Instillation abortion

Background
- Abortion type: Surgical
- First use: 1934
- Last use: Usage has declined in U.S. since the 1970s.
- Gestation: 16-24 weeks

Usage
- United States: 0.9% (2003)

= Instillation abortion =

Late term abortion method

Instillation abortion is a rarely used method of late-term abortion, performed by injecting a solution into the uterus.

==Procedure==
Instillation abortion is performed by injecting a chemical solution consisting of either saline, urea, or prostaglandin through the abdomen and into the amniotic sac. The cervix is dilated prior to the injection, and the chemical solution induces uterine contractions which expel the fetus. Sometimes a dilation and curettage procedure is necessary to remove any remaining fetal or placenta tissue.

Instillation methods can require hospitalization for 12 to 48 hours. In one study, when laminaria were used to dilate the cervix overnight, the time between injection and completion was reduced from 29 to 14 hours.

==Usage==
The method of instillation abortion was first developed in 1934 by Eugen Aburel. It is most frequently used between the 16th and 24th week of pregnancy, but its rate of use has declined dramatically in recent years. In 1968, abortion by the instillation of saline solution accounted for 28% of those procedures performed legally in San Francisco, California. Intrauterine instillation (of all kinds) declined from 10.4% of all legal abortions in the U.S. in 1972 to 1.7% in 1985, falling to 0.8% of the total incidence of induced abortion in the United States during 2002, and 0.1% in 2007.

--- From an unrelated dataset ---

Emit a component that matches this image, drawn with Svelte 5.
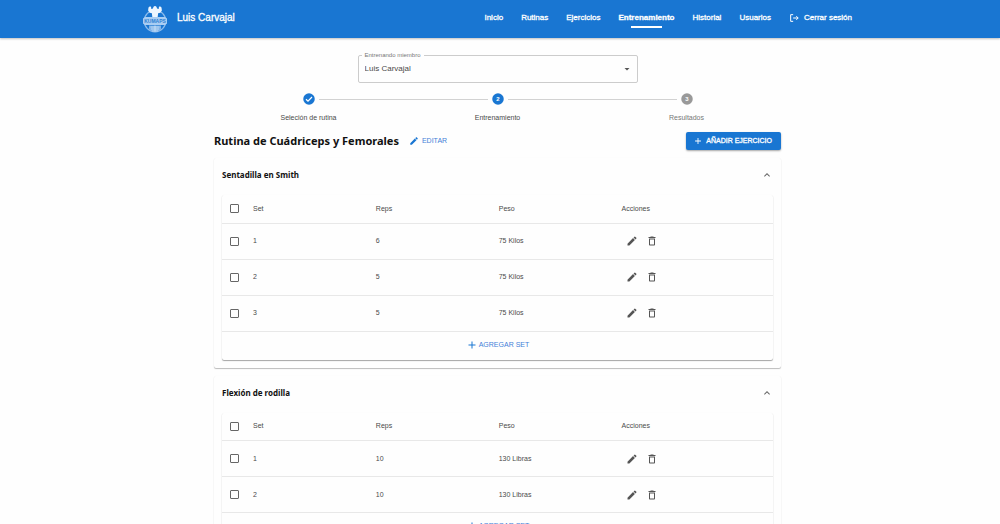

In a 1998 Guttmacher Institute survey, sent to hospitals in Ontario, Canada, 9% of those hospitals in the province which offered abortion services used saline instillations, 4% used urea, and 25% used prostaglandin. A 1998 study of facilities in Nigeria which provide abortion found that only 5% of the total number in the country use saline.

==Complications==
Once in common practice, abortion by intrauterine instillation has fallen out of favor, due to its association with serious adverse effects and its replacement by procedures which require less time and cause less physical discomfort.

Saline is in general safer and more effective than the other intrauterine solutions because it is likely to work in one dose. Prostaglandin is fast-acting, but often requires a second injection, and carries more side effects, such as nausea, vomiting, and diarrhea.

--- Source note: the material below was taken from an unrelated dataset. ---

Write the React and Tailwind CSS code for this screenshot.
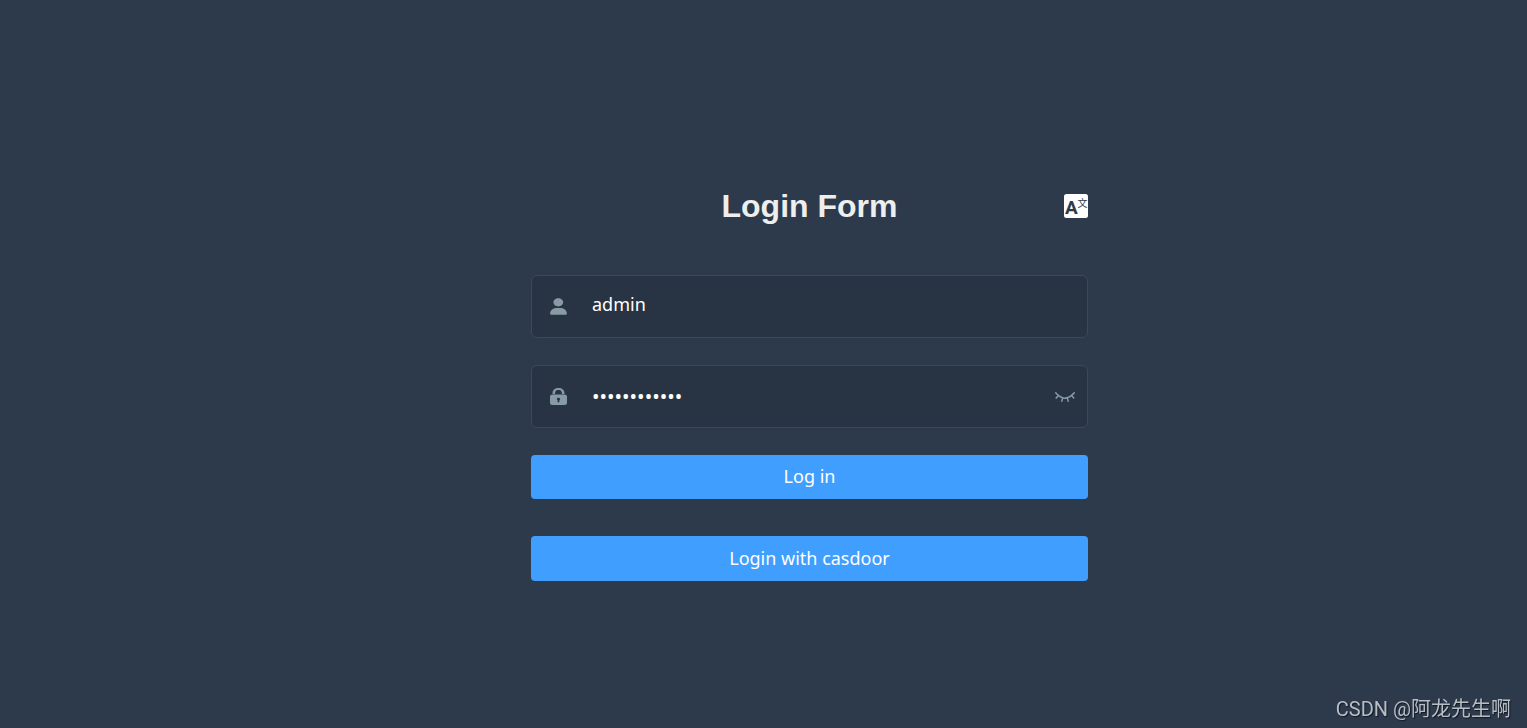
import { useState } from "react";

function UserIcon() {
  return (
    <svg viewBox="0 0 130 130" className="size-[17px]" fill="currentColor" aria-hidden="true">
      <path d="M63.444 64.996c20.633 0 37.359-14.308 37.359-31.953 0-17.649-16.726-31.952-37.359-31.952-20.631 0-37.36 14.303-37.36 31.952 0 17.645 16.729 31.953 37.36 31.953zM80.57 75.65H49.434c-26.652 0-48.26 18.477-48.26 41.27v2.664c0 9.316 21.608 9.325 48.26 9.325H80.57c26.649 0 48.256-.344 48.256-9.325v-2.663c0-22.794-21.605-41.271-48.256-41.271z" />
    </svg>
  );
}

function LockIcon() {
  return (
    <svg viewBox="0 0 128 128" className="size-[17px]" fill="currentColor" aria-hidden="true">
      <path d="M108.8 44.322H89.6v-5.36c0-9.04-3.308-24.163-25.6-24.163-23.145 0-25.6 16.881-25.6 24.162v5.361H19.2v-5.36C19.2 15.281 36.798 0 64 0c27.202 0 44.8 15.281 44.8 38.961v5.361zm-32 39.356c0-5.44-5.763-9.832-12.8-9.832-7.037 0-12.8 4.392-12.8 9.832 0 3.682 2.567 6.808 6.407 8.477v11.205c0 2.718 2.875 4.962 6.4 4.962 3.524 0 6.4-2.244 6.4-4.962V92.155c3.833-1.669 6.393-4.795 6.393-8.477zM128 64v49.201c0 8.158-8.645 14.799-19.2 14.799H19.2C8.651 128 0 121.359 0 113.201V64c0-8.153 8.645-14.799 19.2-14.799h89.6c10.555 0 19.2 6.646 19.2 14.799z" />
    </svg>
  );
}

function ClosedEyeIcon() {
  return (
    <svg viewBox="0 0 128 64" className="h-[10px] w-5" fill="currentColor" aria-hidden="true">
      <path d="M127.072 7.994c1.37-2.208.914-5.152-.914-6.87-2.056-1.717-4.797-1.226-6.396.982-.229.245-25.586 32.382-55.74 32.382-29.24 0-55.74-32.382-55.968-32.627-1.6-1.963-4.57-2.208-6.397-.49C-.17 3.086-.399 6.275 1.2 8.238c.457.736 5.94 7.36 14.62 14.72L4.17 35.96c-1.828 1.963-1.6 5.152.228 6.87.457.98 1.6 1.471 2.742 1.471s2.284-.49 3.198-1.472l12.564-13.983c5.94 4.416 13.021 8.587 20.788 11.53l-4.797 17.418c-.685 2.699.686 5.397 3.198 6.133h1.37c2.057 0 3.884-1.472 4.341-3.68L52.6 42.83c3.655.736 7.538 1.227 11.422 1.227 3.883 0 7.767-.49 11.422-1.227l4.797 17.173c.457 2.208 2.513 3.68 4.34 3.68.457 0 .914 0 1.143-.246 2.513-.736 3.883-3.434 3.198-6.133l-4.797-17.172c7.767-2.944 14.848-7.114 20.788-11.53l12.336 13.738c.913.981 2.056 1.472 3.198 1.472s2.284-.49 3.198-1.472c1.828-1.963 1.828-4.906.228-6.87l-11.65-13.001c9.366-7.36 14.849-14.474 14.849-14.474z" />
    </svg>
  );
}

function LanguageIcon() {
  return (
    <svg viewBox="0 0 24 24" className="size-6 font-[Roboto,'Noto_Sans_CJK_SC',sans-serif]" aria-hidden="true">
      <rect width="24" height="24" rx="2.5" fill="#fff" />
      <text x="1" y="20" fontSize="19" fontWeight="700" fill="#2d3a4b">A</text>
      <text x="13.5" y="13" fontSize="10" fill="#2d3a4b">文</text>
    </svg>
  );
}

function App() {

  const [formData, setFormData] = useState({
    username: "admin",
    password: "abcdefghijkl",
  });
  const [showPassword, setShowPassword] = useState(false);

  const handleChange = (e) => {

    setFormData({
      ...formData,
      [e.target.name]: e.target.value,
    });

  };

  return (
    <div className="min-h-screen bg-[#2d3a4b] font-['Noto_Sans','Noto_Sans_CJK_SC',sans-serif] text-lg">

      {/* LOGIN FORM */}
      <form
        onSubmit={(e) => e.preventDefault()}
        className="mx-auto w-full max-w-[557px] pt-[186px] lg:translate-x-[46px]"
      >

        {/* TITLE */}
        <div className="mb-[49px] grid grid-cols-[1fr_auto_1fr] items-center font-['Liberation_Sans','Noto_Sans_CJK_SC',sans-serif]">

          <h1 className="col-start-2 text-[32px] leading-10 font-bold text-[#eee]">
            Login Form
          </h1>

          <button type="button" aria-label="Change language" className="justify-self-end">
            <LanguageIcon />
          </button>

        </div>


        <div className="mb-[27px] flex h-[63px] items-center rounded-md border border-[#3e4957] bg-[#283443]">

          <label htmlFor="username" aria-label="Username" className="pl-[18px] text-[#889aa4]">
            <UserIcon />
          </label>

          <input
            id="username"
            type="text"
            name="username"
            value={formData.username}
            onChange={handleChange}
            className="min-w-0 flex-1 px-[25px] pb-1.5 leading-6 text-white outline-none"
          />

        </div>


        <div className="mb-[27px] flex h-[63px] items-center rounded-md border border-[#3e4957] bg-[#283443]">

          <label htmlFor="password" aria-label="Password" className="pl-[18px] text-[#889aa4]">
            <LockIcon />
          </label>

          <input
            id="password"
            type={showPassword ? "text" : "password"}
            name="password"
            value={formData.password}
            onChange={handleChange}
            className="min-w-0 flex-1 px-[25px] text-xl leading-6 text-white outline-none"
          />

          <button
            type="button"
            aria-label="Show password"
            onClick={() => setShowPassword(!showPassword)}
            className="pr-3 text-[#889aa4]"
          >
            <ClosedEyeIcon />
          </button>

        </div>


        <button
          type="submit"
          className="mb-[37px] block h-11 w-full rounded bg-[#409eff] pb-0.5 text-white"
        >
          Log in
        </button>

        <button
          type="button"
          className="block h-[45px] w-full rounded bg-[#409eff] pb-0.5 text-white"
        >
          Login with casdoor
        </button>

      </form>


      {/* WATERMARK */}
      <p className="fixed right-4 bottom-[3px] font-[Roboto,'Noto_Sans_CJK_SC',sans-serif] text-xl leading-8 text-[#b9bec4] [text-shadow:1px_1px_1px_#111827]">
        CSDN @阿龙先生啊
      </p>

    </div>
  );
}

export default App;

Instillation of either saline or prostaglandin is associated with a higher risk of immediate complications than surgical D&C. Dilation and evacuation is also reported to be safer than instillation methods. One study found that the risk of complications associated with the injection of a combination of urea and prostaglandin into the amniotic fluid was 1.9 times that of D&E.

The rate of mortality reported in the United States between 1972 and 1981 was 9.6 per 100,000 for instillation methods. This is in comparison to rates of 4.9 per 100,000 for D&E and 60 per 100,000 for abortion by hysterotomy and hysterectomy.

There have been at least two documented cases of unsuccessful instillation abortions that resulted in live births.